— Start —

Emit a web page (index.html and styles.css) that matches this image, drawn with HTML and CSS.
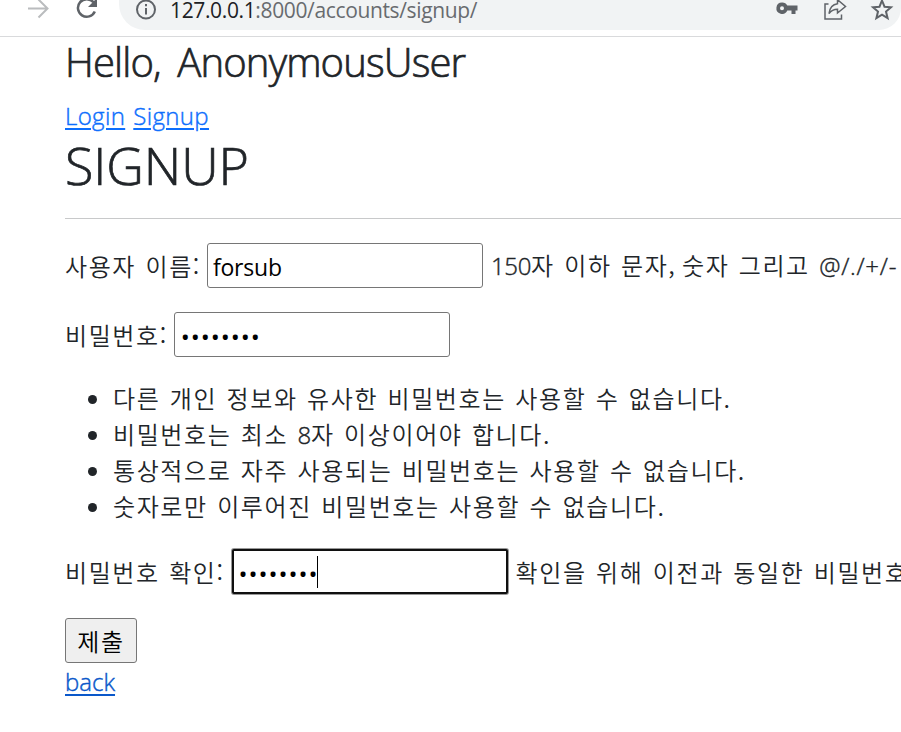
FILE: index.html
```
<!DOCTYPE html>
<html lang="ko">
<head>
<meta charset="utf-8">
<title>Signup</title>
<link rel="stylesheet" href="styles.css">
</head>
<body>
<header class="toolbar">
  <svg class="forward" width="22" height="36" viewBox="0 0 22 36" fill="none" stroke="#babcbe" stroke-width="2"><path d="M0 8.500H19M10.500-.5 19.500 8.500 10.500 17.500"/></svg>
  <svg class="reload" width="24" height="36" viewBox="0 0 24 36"><path d="M17.500 2.300A8.800 8.800 0 1 0 18.800 11.500" fill="none" stroke="#5f6368" stroke-width="2.500"/><path d="M21-2V7H12Z" fill="#5f6368"/></svg>
  <div class="address">
    <svg class="info" width="22" height="30" viewBox="0 0 22 30"><circle cx="11" cy="9.500" r="9" fill="none" stroke="#5f6368" stroke-width="2"/><path d="M10 4h2v2.300h-2zM10 8h2v6.500h-2z" fill="#5f6368"/></svg>
    <span class="url"><span class="host">127.0.0.1</span>:8000/accounts/signup/</span>
    <svg class="key" width="23" height="30" viewBox="0 0 23 30"><path fill="#5f6368" fill-rule="evenodd" d="M6 2.500a5.700 5.700 0 1 0 5.300 8H15.500V14h4v-3.500h2v-5H11.300A5.700 5.700 0 0 0 6 2.500Zm0 3.700a2 2 0 1 1 0 4 2 2 0 0 1 0-4Z"/></svg>
    <svg class="share" width="24" height="30" viewBox="0 0 24 30" fill="none" stroke="#5f6368" stroke-width="1.500"><path d="M4.500 4H1V19H17.500V14.500"/><path d="M5 13.500C5.700 7.500 8.700 4.300 13.500 3.700V-.3L21.500 6.500 13.500 13V9.200C9.700 9.200 7 10.700 5 13.500Z"/></svg>
    <svg class="star" width="24" height="30" viewBox="0 0 24 30"><path d="M12 .5 14.500 6.700 21 7.200 16 11.600 17.600 18.200 12 14.700 6.400 18.200 8 11.600 3 7.200 9.500 6.700Z" fill="none" stroke="#5f6368" stroke-width="2"/></svg>
  </div>
</header>
<main class="page">
  <h3 class="greeting">Hello, AnonymousUser</h3>
  <nav class="links"><a href="#">Login</a> <a href="#" class="signup">Signup</a></nav>
  <h1 class="title">SIGNUP</h1>
  <hr>
  <form>
    <div class="row">
      <label for="username">사용자 이름:</label>
      <input id="username" type="text" value="forsub">
      <span class="help"><span class="num">150</span>자 이하 문자<span class="comma">,</span> 숫자 그리고 <span class="signs">@/./+/-</span></span>
    </div>
    <div class="row">
      <label for="password1">비밀번호:</label>
      <input id="password1" type="password" value="password">
    </div>
    <ul>
      <li>다른 개인 정보와 유사한 비밀번호는 사용할 수 없습니다.</li>
      <li>비밀번호는 최소 <span class="num">8</span>자 이상이어야 합니다.</li>
      <li>통상적으로 자주 사용되는 비밀번호는 사용할 수 없습니다.</li>
      <li>숫자로만 이루어진 비밀번호는 사용할 수 없습니다.</li>
    </ul>
    <div class="row confirm">
      <label for="password2">비밀번호 확인:</label>
      <span class="field"><input id="password2" class="active" type="password" value="password"><i class="caret"></i></span>
      <span class="help">확인을 위해 이전과 동일한 비밀번호</span>
    </div>
    <button type="button">제출</button>
  </form>
  <a href="#" class="back">back</a>
</main>
</body>
</html>
```
FILE: styles.css
```
* { box-sizing: border-box; }
html, body { margin: 0; overflow: hidden; }
body {
  width: 901px;
  height: 732px;
  background: #fff;
  color: #212529;
  font: 350 24px/36px "Open Sans", "Noto Sans CJK KR", sans-serif;
}
.toolbar {
  display: flex;
  height: 37px;
  border-bottom: 1px solid #d9dadc;
  padding-left: 28px;
}
svg { display: block; flex: none; overflow: visible; }
.reload { margin-left: 26px; }
.address {
  display: flex;
  width: 784px;
  height: 30px;
  margin-left: 19px;
  padding-left: 16px;
  background: #f1f3f4;
  border-radius: 0 0 22px 26px;
}
.url {
  flex: none;
  width: 330px;
  margin-left: 13px;
  color: #686b6f;
  font: 400 21px/20px "Open Sans", sans-serif;
  letter-spacing: -0.36px;
  white-space: nowrap;
}
.host { color: #202124; }
.key { margin-left: 276px; }
.share { margin-left: 25px; }
.star { margin-left: 22px; }
.page { padding-left: 65px; white-space: nowrap; overflow: hidden; }
h1, h3, ul, hr { margin: 0; font-weight: 350; }
.greeting, .title, .links, .back, .num, .signs { -webkit-text-stroke: 0.4px currentColor; }
.greeting { font-size: 40px; line-height: 50px; height: 61px; letter-spacing: -0.85px; word-spacing: 7px; -webkit-text-stroke-width: 0.7px; }
.links { height: 36px; letter-spacing: 0.35px; word-spacing: 1.5px; }
a { color: #0d6efd; text-decoration: underline; text-underline-offset: 3px; text-decoration-thickness: 2px; }
.title { font-size: 52px; line-height: 62px; height: 84px; letter-spacing: -0.1px; -webkit-text-stroke-width: 0.7px; }
hr { border: 0; border-top: 1px solid #c8c9ca; margin-bottom: 24px; }
.row { display: flex; align-items: center; height: 45px; margin-bottom: 24px; }
label, .help, li, button { font-family: "Noto Sans CJK KR", sans-serif; letter-spacing: 1.6px; word-spacing: 1.1px; }
.num, .signs { font-family: "Open Sans", sans-serif; letter-spacing: -0.3px; }
.signs { letter-spacing: 0.7px; }
.comma { letter-spacing: -2.3px; }
label { margin-right: 6px; }
input {
  width: 276px;
  height: 45px;
  flex: none;
  border: 1px solid #767676;
  border-radius: 3px;
  padding: 3px 5px 0;
  background: #fff;
  color: #000;
  font: 400 23px/36px "Open Sans", sans-serif;
  outline: 0;
}
#username { letter-spacing: -0.2px; }
#password1, #password2 { font-size: 24px; letter-spacing: 0.95px; padding-top: 4px; padding-left: 6px; }
.help { margin-left: 8px; }
.field { position: relative; display: flex; }
#password2.active { border: 2px solid #101010; box-shadow: 0 0 0 1px #999; border-radius: 2px; padding-left: 5px; }
.confirm label { margin-right: 7px; }
.caret { position: absolute; left: 85px; top: 7px; width: 1px; height: 32px; background: #000; }
ul { padding-left: 48px; margin-top: -1px; margin-bottom: 25px; }
li { height: 36px; }
button {
  display: block;
  width: 72px;
  height: 45px;
  border: 1px solid #767676;
  border-radius: 3px;
  background: #efefef;
  color: #000;
  padding: 0;
  font-size: 24px;
  font-weight: 350;
}
.back { display: inline-block; margin-top: 1px; color: #0a58ca; }
```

— End —

• [Problem]:
Omit every picture while copying the listing above exactly.

• [Output for this exercise]:
Emit a web page (index.html and styles.css) that matches this image, drawn with HTML and CSS.
FILE: index.html
```
<!DOCTYPE html>
<html lang="ko">
<head>
<meta charset="utf-8">
<title>Signup</title>
<link rel="stylesheet" href="styles.css">
</head>
<body>
<header class="toolbar">
  <svg class="forward" width="22" height="36" viewBox="0 0 22 36" fill="none" stroke="#babcbe" stroke-width="2"><path d="M0 8.500H19M10.500-.5 19.500 8.500 10.500 17.500"/></svg>
  <svg class="reload" width="24" height="36" viewBox="0 0 24 36"><path d="M17.500 2.300A8.800 8.800 0 1 0 18.800 11.500" fill="none" stroke="#5f6368" stroke-width="2.500"/><path d="M21-2V7H12Z" fill="#5f6368"/></svg>
  <div class="address">
    <svg class="info" width="22" height="30" viewBox="0 0 22 30"><circle cx="11" cy="9.500" r="9" fill="none" stroke="#5f6368" stroke-width="2"/><path d="M10 4h2v2.300h-2zM10 8h2v6.500h-2z" fill="#5f6368"/></svg>
    <span class="url"><span class="host">127.0.0.1</span>:8000/accounts/signup/</span>
    <svg class="key" width="23" height="30" viewBox="0 0 23 30"><path fill="#5f6368" fill-rule="evenodd" d="M6 2.500a5.700 5.700 0 1 0 5.300 8H15.500V14h4v-3.500h2v-5H11.300A5.700 5.700 0 0 0 6 2.500Zm0 3.700a2 2 0 1 1 0 4 2 2 0 0 1 0-4Z"/></svg>
    <svg class="share" width="24" height="30" viewBox="0 0 24 30" fill="none" stroke="#5f6368" stroke-width="1.500"><path d="M4.500 4H1V19H17.500V14.500"/><path d="M5 13.500C5.700 7.500 8.700 4.300 13.500 3.700V-.3L21.500 6.500 13.500 13V9.200C9.700 9.200 7 10.700 5 13.500Z"/></svg>
    <svg class="star" width="24" height="30" viewBox="0 0 24 30"><path d="M12 .5 14.500 6.700 21 7.200 16 11.600 17.600 18.200 12 14.700 6.400 18.200 8 11.600 3 7.200 9.500 6.700Z" fill="none" stroke="#5f6368" stroke-width="2"/></svg>
  </div>
</header>
<main class="page">
  <h3 class="greeting">Hello, AnonymousUser</h3>
  <nav class="links"><a href="#">Login</a> <a href="#" class="signup">Signup</a></nav>
  <h1 class="title">SIGNUP</h1>
  <hr>
  <form>
    <div class="row">
      <label for="username">사용자 이름:</label>
      <input id="username" type="text" value="forsub">
      <span class="help"><span class="num">150</span>자 이하 문자<span class="comma">,</span> 숫자 그리고 <span class="signs">@/./+/-</span></span>
    </div>
    <div class="row">
      <label for="password1">비밀번호:</label>
      <input id="password1" type="password" value="password">
    </div>
    <ul>
      <li>다른 개인 정보와 유사한 비밀번호는 사용할 수 없습니다.</li>
      <li>비밀번호는 최소 <span class="num">8</span>자 이상이어야 합니다.</li>
      <li>통상적으로 자주 사용되는 비밀번호는 사용할 수 없습니다.</li>
      <li>숫자로만 이루어진 비밀번호는 사용할 수 없습니다.</li>
    </ul>
    <div class="row confirm">
      <label for="password2">비밀번호 확인:</label>
      <span class="field"><input id="password2" class="active" type="password" value="password"><i class="caret"></i></span>
      <span class="help">확인을 위해 이전과 동일한 비밀번호</span>
    </div>
    <button type="button">제출</button>
  </form>
  <a href="#" class="back">back</a>
</main>
</body>
</html>
```
FILE: styles.css
```
* { box-sizing: border-box; }
html, body { margin: 0; overflow: hidden; }
body {
  width: 901px;
  height: 732px;
  background: #fff;
  color: #212529;
  font: 350 24px/36px "Open Sans", "Noto Sans CJK KR", sans-serif;
}
.toolbar {
  display: flex;
  height: 37px;
  border-bottom: 1px solid #d9dadc;
  padding-left: 28px;
}
svg { display: block; flex: none; overflow: visible; }
.reload { margin-left: 26px; }
.address {
  display: flex;
  width: 784px;
  height: 30px;
  margin-left: 19px;
  padding-left: 16px;
  background: #f1f3f4;
  border-radius: 0 0 22px 26px;
}
.url {
  flex: none;
  width: 330px;
  margin-left: 13px;
  color: #686b6f;
  font: 400 21px/20px "Open Sans", sans-serif;
  letter-spacing: -0.36px;
  white-space: nowrap;
}
.host { color: #202124; }
.key { margin-left: 276px; }
.share { margin-left: 25px; }
.star { margin-left: 22px; }
.page { padding-left: 65px; white-space: nowrap; overflow: hidden; }
h1, h3, ul, hr { margin: 0; font-weight: 350; }
.greeting, .title, .links, .back, .num, .signs { -webkit-text-stroke: 0.4px currentColor; }
.greeting { font-size: 40px; line-height: 50px; height: 61px; letter-spacing: -0.85px; word-spacing: 7px; -webkit-text-stroke-width: 0.7px; }
.links { height: 36px; letter-spacing: 0.35px; word-spacing: 1.5px; }
a { color: #0d6efd; text-decoration: underline; text-underline-offset: 3px; text-decoration-thickness: 2px; }
.title { font-size: 52px; line-height: 62px; height: 84px; letter-spacing: -0.1px; -webkit-text-stroke-width: 0.7px; }
hr { border: 0; border-top: 1px solid #c8c9ca; margin-bottom: 24px; }
.row { display: flex; align-items: center; height: 45px; margin-bottom: 24px; }
label, .help, li, button { font-family: "Noto Sans CJK KR", sans-serif; letter-spacing: 1.6px; word-spacing: 1.1px; }
.num, .signs { font-family: "Open Sans", sans-serif; letter-spacing: -0.3px; }
.signs { letter-spacing: 0.7px; }
.comma { letter-spacing: -2.3px; }
label { margin-right: 6px; }
input {
  width: 276px;
  height: 45px;
  flex: none;
  border: 1px solid #767676;
  border-radius: 3px;
  padding: 3px 5px 0;
  background: #fff;
  color: #000;
  font: 400 23px/36px "Open Sans", sans-serif;
  outline: 0;
}
#username { letter-spacing: -0.2px; }
#password1, #password2 { font-size: 24px; letter-spacing: 0.95px; padding-top: 4px; padding-left: 6px; }
.help { margin-left: 8px; }
.field { position: relative; display: flex; }
#password2.active { border: 2px solid #101010; box-shadow: 0 0 0 1px #999; border-radius: 2px; padding-left: 5px; }
.confirm label { margin-right: 7px; }
.caret { position: absolute; left: 85px; top: 7px; width: 1px; height: 32px; background: #000; }
ul { padding-left: 48px; margin-top: -1px; margin-bottom: 25px; }
li { height: 36px; }
button {
  display: block;
  width: 72px;
  height: 45px;
  border: 1px solid #767676;
  border-radius: 3px;
  background: #efefef;
  color: #000;
  padding: 0;
  font-size: 24px;
  font-weight: 350;
}
.back { display: inline-block; margin-top: 1px; color: #0a58ca; }
```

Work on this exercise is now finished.